ArtMorph is more than a visually appealing design; it represents cutting-edge technical prowess. With its radiant and adaptive LED colors, it ensures seamless color transitions. Notably, at a brightness level of 700 nits when covered, ArtMorph surpasses its competition by offering three times the illumination. Its robustness is evident with features like an IP54 rating, fire resistance, and a scratch-resistant surface.

ArtMorph prides itself on an intuitive installation process and an effortlessly user-friendly control system. Users of any technical proficiency can confidently manage and customize their displays, cementing ArtMorph as the go-to choice for a wide range of individuals. CECOCECO further simplifies the ArtMorph experience by connecting users directly with certified installers, ensuring a seamless transition from purchase to installation, and guaranteeing the envisioned aesthetic is flawlessly realized.

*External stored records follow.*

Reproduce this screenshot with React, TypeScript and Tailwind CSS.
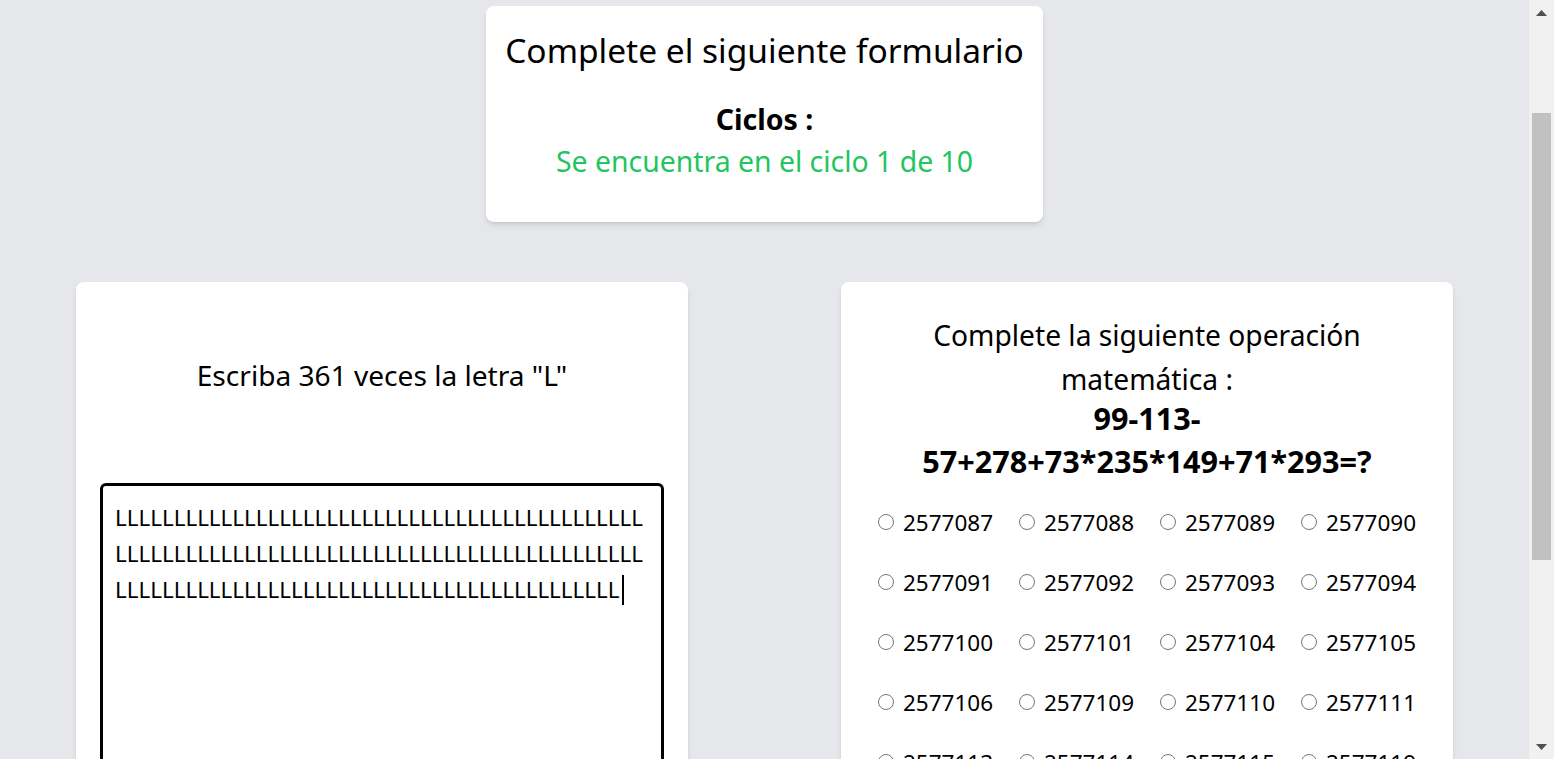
import React from "react";

const options = [
  "2577087", "2577088", "2577089", "2577090",
  "2577091", "2577092", "2577093", "2577094",
  "2577100", "2577101", "2577104", "2577105",
  "2577106", "2577109", "2577110", "2577111",
  "2577113", "2577114", "2577115", "2577119",
];

const L45 = "L".repeat(45);
const L43 = "L".repeat(43);

function Scrollbar() {
  return (
    <div className="relative flex h-full w-[25px] shrink-0 flex-col bg-[#f1f1f1]">
      <div className="flex h-[25px] items-center justify-center">
        <svg width="11" height="6" viewBox="0 0 11 6">
          <polygon points="5.5,0 11,6 0,6" fill="#505050" />
        </svg>
      </div>
      <div className="absolute left-[3px] top-[113px] h-[447px] w-[19px] bg-[#c1c1c1]" />
      <div className="mt-auto flex h-[25px] items-center justify-center">
        <svg width="11" height="6" viewBox="0 0 11 6">
          <polygon points="0,0 11,0 5.5,6" fill="#505050" />
        </svg>
      </div>
    </div>
  );
}

export default function App() {
  return (
    <div className="flex h-[759px] w-full overflow-hidden bg-[#e5e7eb] font-['Noto_Sans',sans-serif] text-black">
      <main className="flex min-w-0 flex-1 flex-col items-center">
        <section className="mt-[6px] flex h-[216px] w-[557px] shrink-0 flex-col items-center rounded-lg bg-white pt-[24px] shadow-md">
          <h1 className="text-[33.5px] leading-[40px] font-normal">Complete el siguiente formulario</h1>
          <p className="mt-[31px] text-[28.5px] leading-[36px] font-bold">Ciclos :</p>
          <p className="mt-[6px] text-[28.4px] leading-[36px] text-[#22c55e]">Se encuentra en el ciclo 1 de 10</p>
        </section>

        <div className="mt-[60px] grid w-full grid-cols-2 gap-[153px] px-[76px]">
          <section className="flex h-[700px] flex-col rounded-lg bg-white pt-[73px] shadow-md">
            <p className="text-center text-[28.1px] leading-[40px]">Escriba 361 veces la letra "L"</p>
            <div className="mx-[24px] mt-[88px] h-[320px] rounded-md border-[3px] border-black pl-[12px] pt-[14px] text-[22.4px] leading-[36px] whitespace-pre">
              <div>{L45}</div>
              <div>{L45}</div>
              <div className="flex items-center">
                <span>{L43}</span>
                <span className="ml-[2px] inline-block h-[30px] w-[2px] bg-black" />
              </div>
            </div>
          </section>

          <section className="flex h-[700px] flex-col rounded-lg bg-white pt-[31px] shadow-md">
            <div className="text-center text-[28.2px] leading-[44px]">
              <div>Complete la siguiente operación</div>
              <div>matemática :</div>
            </div>
            <div className="mt-[-4px] text-center text-[30.6px] leading-[43px] font-bold">
              <div>99-113-</div>
              <div>57+278+73*235*149+71*293=?</div>
            </div>
            <div className="mt-[10px] grid grid-cols-[141px_141px_141px_141px] pl-[37px]">
              {options.map((o) => (
                <label key={o} className="flex h-[60px] items-center gap-[9px] text-[22.5px]">
                  <span className="mt-[-2px] inline-block h-[16px] w-[16px] shrink-0 rounded-full border border-[#767676] bg-white" />
                  <span>{o}</span>
                </label>
              ))}
            </div>
          </section>
        </div>
      </main>
      <Scrollbar />
    </div>
  );
}
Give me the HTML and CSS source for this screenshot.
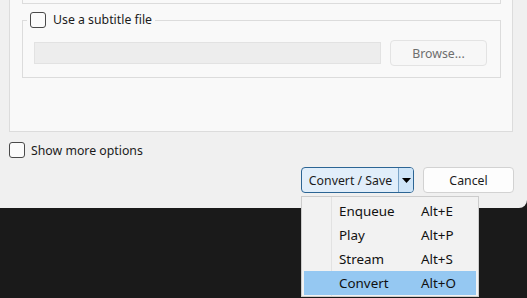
FILE: index.html
```html
<!DOCTYPE html>
<html>
<head>
<meta charset="utf-8">
<link rel="stylesheet" href="styles.css">
</head>
<body>
<div class="screen">
  <div class="window">
    <div class="panel">
      <div class="group-stub"></div>
      <fieldset class="group">
        <legend class="legend"><span class="check"></span><span>Use a subtitle file</span></legend>
        <div class="file-row">
          <div class="input"></div>
          <div class="btn-browse">Browse...</div>
        </div>
      </fieldset>
    </div>
    <div class="more-row"><span class="check"></span><span>Show more options</span></div>
    <div class="actions">
      <div class="split-btn">
        <span class="split-main">Convert / Save</span>
        <span class="split-arrow"><svg width="9" height="5" viewBox="0 0 9 5"><path d="M0 0H9L4.5 5Z" fill="#000"/></svg></span>
      </div>
      <div class="btn">Cancel</div>
    </div>
  </div>
  <div class="menu">
    <div class="menu-item"><span class="mi-label">Enqueue</span><span class="mi-key">Alt+E</span></div>
    <div class="menu-item"><span class="mi-label">Play</span><span class="mi-key">Alt+P</span></div>
    <div class="menu-item"><span class="mi-label">Stream</span><span class="mi-key">Alt+S</span></div>
    <div class="menu-item active"><span class="mi-label">Convert</span><span class="mi-key">Alt+O</span></div>
  </div>
</div>
</body>
</html>
```

FILE: styles.css
```css
* { box-sizing: border-box; }
html, body { margin: 0; padding: 0; }
body {
  width: 527px;
  height: 298px;
  overflow: hidden;
  background: #1a1a1a;
  font-family: "Noto Sans", "Open Sans", sans-serif;
  font-size: 12.3px;
  color: #1b1b1b;
}
.screen { position: relative; width: 527px; height: 298px; }
.window {
  width: 527px;
  height: 208px;
  background: #f0f0f0;
  border-bottom-right-radius: 8px;
  display: flex;
  flex-direction: column;
}
.panel {
  margin-left: 9px;
  width: 504px;
  height: 132px;
  background: #f9f9f9;
  border: 1px solid #dcdcdc;
  border-top: none;
  padding-left: 12px;
}
.group-stub {
  width: 479px;
  height: 4px;
  border: 1px solid #dcdcdc;
  border-top: none;
}
.group {
  width: 479px;
  margin: 8px 0 0 0;
  padding: 12px 12px 11px 11px;
  border: 1px solid #dcdcdc;
  min-width: 0;
}
.legend {
  display: flex;
  align-items: center;
  gap: 7px;
  padding: 0 3px 0 3px;
  margin-left: -7px;
  line-height: 16px;
}
.check {
  display: inline-block;
  width: 16px;
  height: 16px;
  border: 1px solid #4a4a4a;
  border-radius: 3px;
  background: #fbfbfb;
  flex: none;
}
.file-row { display: flex; align-items: center; gap: 9px; }
.input {
  width: 347px;
  height: 22px;
  background: #ededed;
  border: 1px solid #e2e2e2;
}
.btn-browse {
  width: 97px;
  height: 26px;
  border: 1px solid #e3e3e3;
  border-radius: 4px;
  background: #f7f7f7;
  color: #6e6e6e;
  display: flex;
  align-items: center;
  justify-content: center;
}
.more-row {
  display: flex;
  align-items: center;
  gap: 6px;
  margin: 10px 0 0 9px;
  height: 16px;
}
.actions {
  display: flex;
  justify-content: flex-end;
  gap: 9px;
  padding-right: 13px;
  margin-top: 9px;
}
.split-btn {
  width: 113px;
  height: 26px;
  border: 1px solid #2c6594;
  border-radius: 4px;
  background: #e1eefa;
  display: flex;
  overflow: hidden;
}
.split-main {
  flex: 1;
  display: flex;
  align-items: center;
  justify-content: center;
  padding-left: 1px;
}
.split-arrow {
  width: 15px;
  border-left: 1px solid #7aa3c6;
  background: #cfe5f8;
  display: flex;
  align-items: center;
  justify-content: center;
}
.btn {
  width: 91px;
  height: 26px;
  border: 1px solid #d2d2d2;
  border-radius: 4px;
  background: #fdfdfd;
  display: flex;
  align-items: center;
  justify-content: center;
}
.menu {
  position: absolute;
  left: 301px;
  top: 196px;
  width: 178px;
  height: 101px;
  background: #f2f2f2;
  border: 1px solid #cccccc;
  padding: 2px;
  font-size: 13.4px;
  color: #111;
  background-image: linear-gradient(to right, transparent 29px, #e2e2e2 29px, #e2e2e2 30px, transparent 30px);
}
.menu-item {
  height: 24px;
  display: flex;
  align-items: center;
  padding-left: 35px;
}
.mi-label { width: 82px; }
.menu-item.active { background: #95c8f2; }
```
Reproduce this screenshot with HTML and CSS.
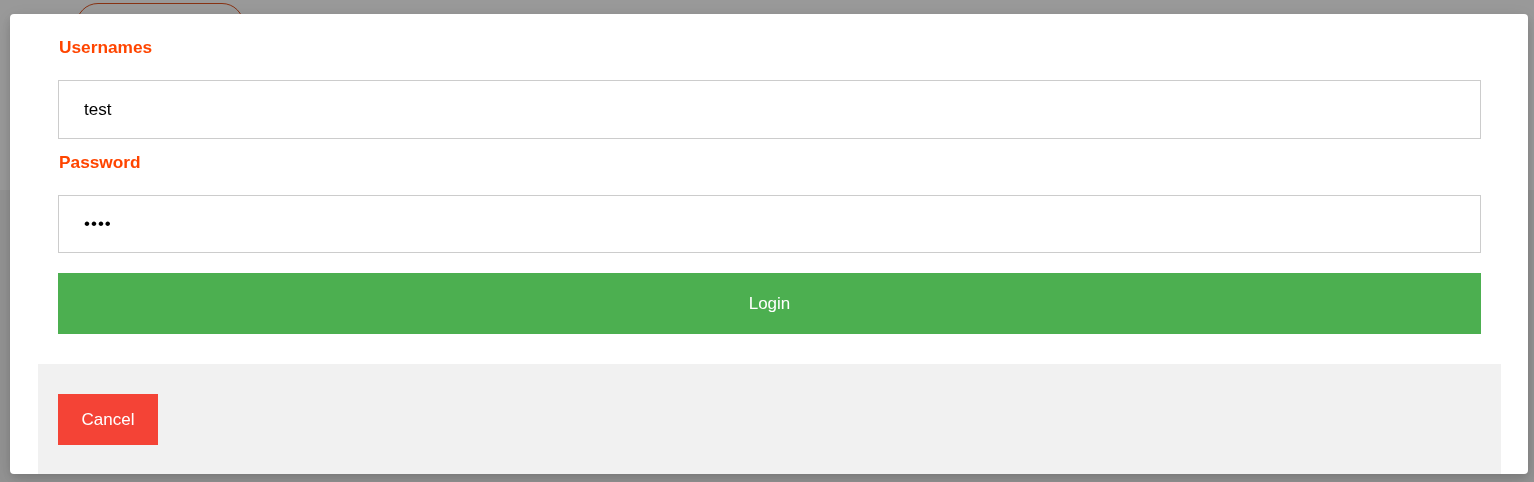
FILE: index.html
```html
<!DOCTYPE html>
<html lang="en">
<head>
<meta charset="utf-8">
<title>Login</title>
<link rel="stylesheet" href="styles.css">
</head>
<body>
<div class="page">
  <div class="page-header">
    <button class="pill-btn" type="button">Login</button>
  </div>
  <div class="page-body"></div>
</div>
<div class="overlay">
  <div class="modal">
    <form class="modal-form">
      <label class="field-label" for="uname">Usernames</label>
      <input class="field-input field-input--first" id="uname" type="text" value="test">
      <label class="field-label field-label--second" for="psw">Password</label>
      <input class="field-input field-input--second" id="psw" type="password" value="test">
      <button class="login-btn" type="button">Login</button>
    </form>
    <div class="modal-footer">
      <button class="cancel-btn" type="button">Cancel</button>
    </div>
  </div>
</div>
</body>
</html>
```
FILE: styles.css
```css
html, body {
  margin: 0;
  padding: 0;
  height: 100%;
  font-family: "Liberation Sans", Arial, sans-serif;
  font-size: 17px;
}

.page {
  height: 100%;
  display: flex;
  flex-direction: column;
}

.page-header {
  height: 190px;
  background: #ffffff;
  padding: 3px 0 0 76px;
  box-sizing: border-box;
}

.pill-btn {
  width: 168px;
  height: 44px;
  border: 1px solid #e25420;
  border-radius: 30px;
  background: #ffffff;
  color: #e25420;
  font-family: inherit;
  font-size: 17px;
}

.page-body {
  flex: 1;
  background: #f4f4f4;
}

.overlay {
  position: fixed;
  inset: 0;
  background: rgba(0, 0, 0, 0.4);
  padding-top: 14px;
  box-sizing: border-box;
}

.modal {
  margin-left: 10px;
  width: 1518px;
  background: #ffffff;
  border-radius: 4px;
  box-shadow: 0 4px 10px 0 rgba(0, 0, 0, 0.12), 0 4px 20px 0 rgba(0, 0, 0, 0.1);
  overflow: hidden;
}

.modal-form {
  display: flex;
  flex-direction: column;
  padding: 24px 47px 30px 48px;
}

.field-label {
  display: block;
  font-weight: bold;
  font-size: 17.3px;
  color: #ff4500;
  line-height: 18px;
  height: 18px;
  padding-left: 1px;
}

.field-label--second {
  margin-top: 14px;
}

.field-input {
  display: block;
  box-sizing: border-box;
  width: 100%;
  margin: 24px 0 0 0;
  padding: 0 25px;
  border: 1px solid #cccccc;
  font-family: "Liberation Sans", Arial, sans-serif;
  font-size: 17px;
  color: #000000;
  background: #ffffff;
  outline: none;
}

.field-input--first {
  height: 59px;
}

.field-input--second {
  height: 58px;
  letter-spacing: 1px;
}

.login-btn {
  margin-top: 20px;
  height: 61px;
  width: 100%;
  border: none;
  background: #4caf50;
  color: #ffffff;
  font-family: "Liberation Sans", Arial, sans-serif;
  font-size: 17px;
  padding: 0;
}

.modal-footer {
  margin: 0 27px 0 28px;
  background: #f1f1f1;
  padding: 30px 20px 29px 20px;
}

.cancel-btn {
  display: block;
  width: 100px;
  height: 51px;
  border: none;
  background: #f44336;
  color: #ffffff;
  font-family: "Liberation Sans", Arial, sans-serif;
  font-size: 17px;
  padding: 0;
}
```
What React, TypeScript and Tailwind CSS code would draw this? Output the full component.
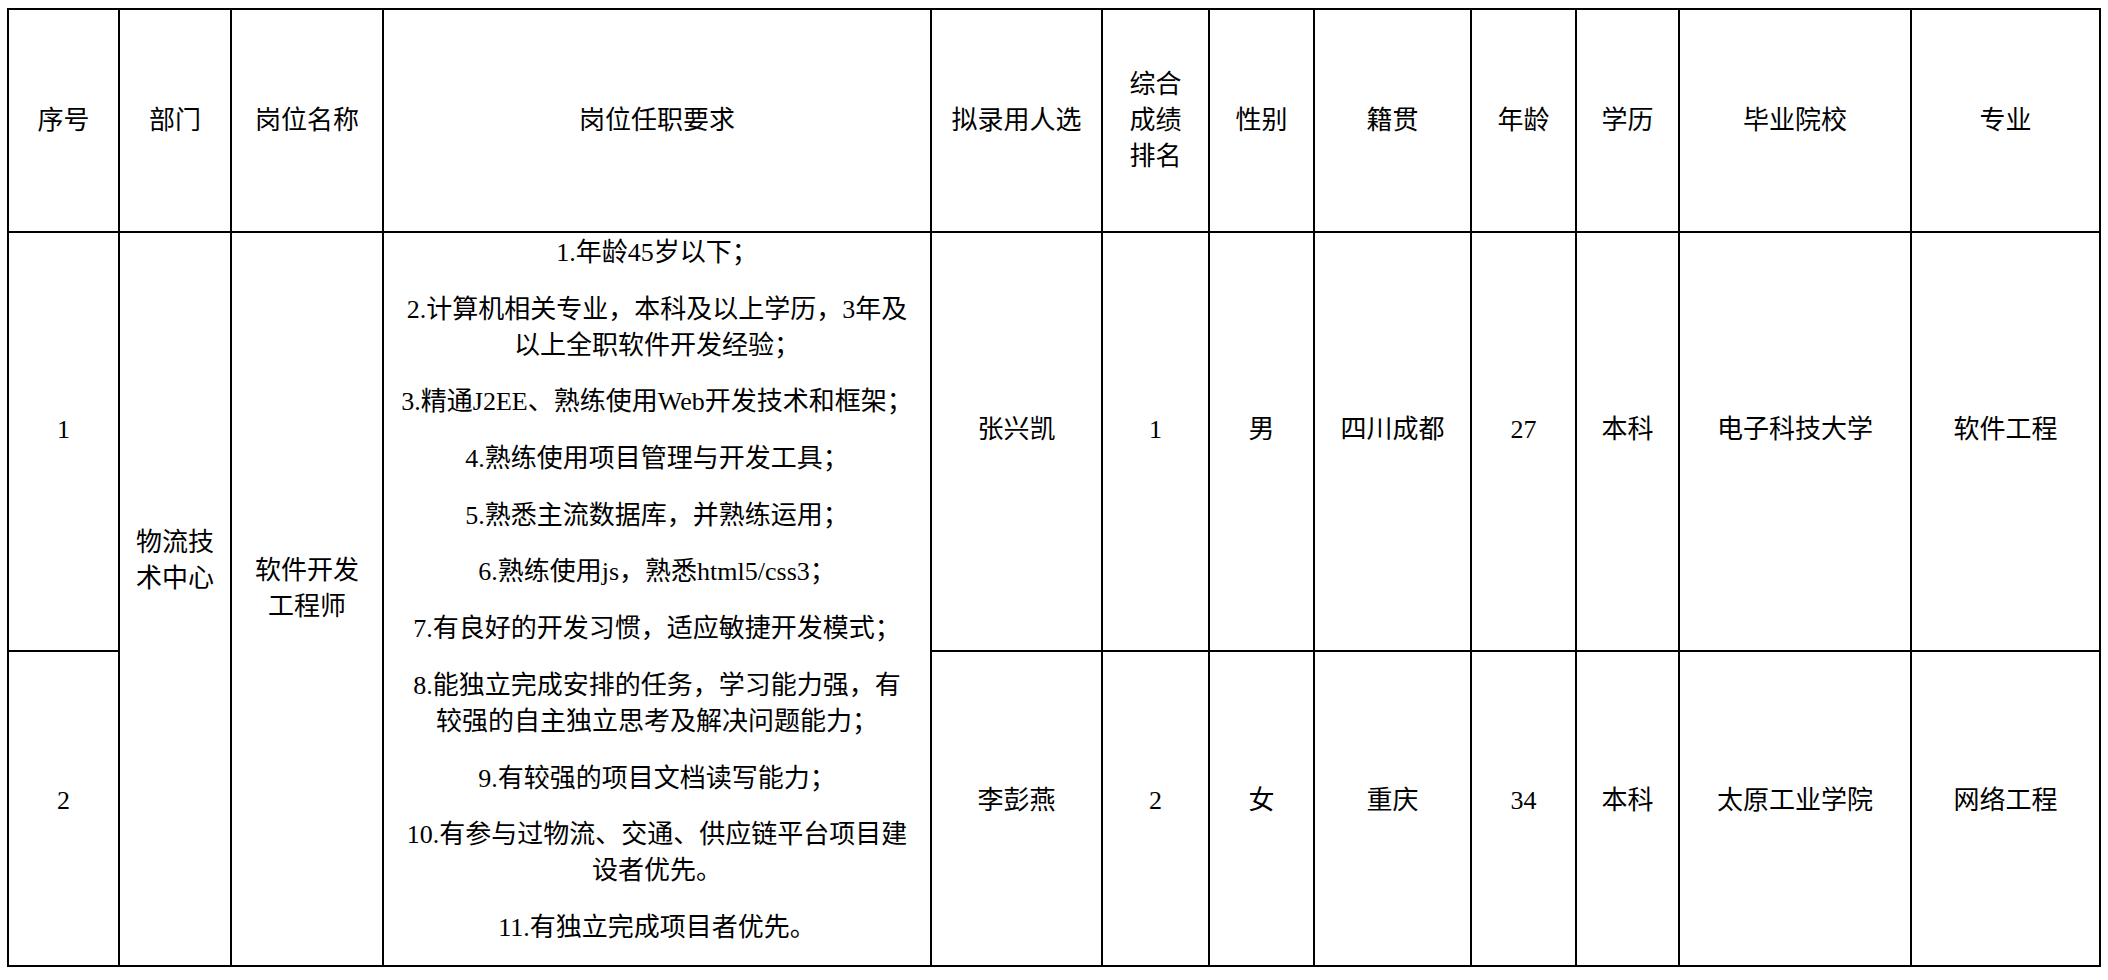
const FONT = "font-['Liberation_Serif','Noto_Sans_CJK_SC',serif]";

const headers = [
  "序号",
  "部门",
  "岗位名称",
  "岗位任职要求",
  "拟录用人选",
  "综合\n成绩\n排名",
  "性别",
  "籍贯",
  "年龄",
  "学历",
  "毕业院校",
  "专业",
];

const requirements = [
  ["1.年龄45岁以下；"],
  ["2.计算机相关专业，本科及以上学历，3年及", "以上全职软件开发经验；"],
  ["3.精通J2EE、熟练使用Web开发技术和框架；"],
  ["4.熟练使用项目管理与开发工具；"],
  ["5.熟悉主流数据库，并熟练运用；"],
  ["6.熟练使用js，熟悉html5/css3；"],
  ["7.有良好的开发习惯，适应敏捷开发模式；"],
  ["8.能独立完成安排的任务，学习能力强，有", "较强的自主独立思考及解决问题能力；"],
  ["9.有较强的项目文档读写能力；"],
  ["10.有参与过物流、交通、供应链平台项目建", "设者优先。"],
  ["11.有独立完成项目者优先。"],
];

const candidates = [
  ["张兴凯", "1", "男", "四川成都", "27", "本科", "电子科技大学", "软件工程"],
  ["李彭燕", "2", "女", "重庆", "34", "本科", "太原工业学院", "网络工程"],
];

function Lines({ text }: { text: string }) {
  const parts = text.split("\n");
  return (
    <>
      {parts.map((p, i) => (
        <span key={i} className="block whitespace-nowrap">
          {p}
        </span>
      ))}
    </>
  );
}

export default function App() {
  const cell = "bg-white flex flex-col items-center justify-center text-center";

  return (
    <div className={`min-h-screen bg-white text-black ${FONT} text-[26px] leading-[36px]`}>
      <div className="ml-[7px] pt-[8px]">
        <div className="grid w-fit grid-cols-[109px_110px_150px_546px_169px_105px_103px_155px_103px_101px_230px_187px] grid-rows-[221px_417px_313px] gap-[2px] bg-black p-[2px]">
          {headers.map((h) => (
            <div key={h} className={cell}>
              <Lines text={h} />
            </div>
          ))}

          {/* row 1 */}
          <div className={`${cell} pb-[23px]`}>1</div>
          <div className={`${cell} row-span-2 pb-[76px]`}>
            <Lines text={"物流技\n术中心"} />
          </div>
          <div className={`${cell} row-span-2 pb-[20px]`}>
            <Lines text={"软件开发\n工程师"} />
          </div>
          <div className="row-span-2 flex flex-col items-stretch gap-[20.7px] bg-white pt-[2px] text-center">
            {requirements.map((para, i) => (
              <div key={i}>
                {para.map((line, j) => (
                  <span key={j} className="block whitespace-nowrap">
                    {line}
                  </span>
                ))}
              </div>
            ))}
          </div>
          {candidates[0].map((v, i) => (
            <div key={`a${i}`} className={`${cell} pb-[23px]`}>
              {v}
            </div>
          ))}

          {/* row 2 */}
          <div className={`${cell} pb-[16px]`}>2</div>
          {candidates[1].map((v, i) => (
            <div key={`b${i}`} className={`${cell} pb-[16px]`}>
              {v}
            </div>
          ))}
        </div>
      </div>
    </div>
  );
}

“ArtMorph is not just a product; it’s a revolution in how we experience and interact with spaces. We’ve meticulously combined the essence of aesthetics with cutting-edge technology to redefine visual storytelling. With ArtMorph, every wall becomes a canvas and every room a story. Our commitment at CECOCECO has always been to push boundaries, and with ArtMorph, we believe we’re setting a new benchmark for the future,” says Jason Lu, founder of CECOCECO.

The product is very reminiscent of something developed and marketed by a New York visual solutions company called Duggal. About five years ago it launched Lumipixels, which involved LED light in behind printed fabric light boxes. Duggal is a big supplier of static lightboxes, and an animated version came out of its innovation lab.

The PR says ArtMorph is currently on display at the Brooklyn Navy Yard in New York, which makes me wonder if there is a connection – as Duggal’s innovation lab and corporate offices are also in the Brooklyn Navy Yard. That could also be a coincidence, but …

Sometimes these sorts of things pop up and peter out – run by dreamers with limited funds or experience. But this company was founded by Jason Lu, who founded ROE Visual, which is a big player in the high-end rental display market. A LOT of concerts and special events that have LED backdrops use ROE. Lu’s company was acquired years ago by Chinese LED giant Unilumin, and now opeates as a subsidiary.

I like this sort of thing for a few reasons, the biggest being the unexpected nature of seeing something like a wood panelled, metal or stone wall surface animated. It’s probably not a particularly good communications medium, but ticks the ambient and experiential boxes.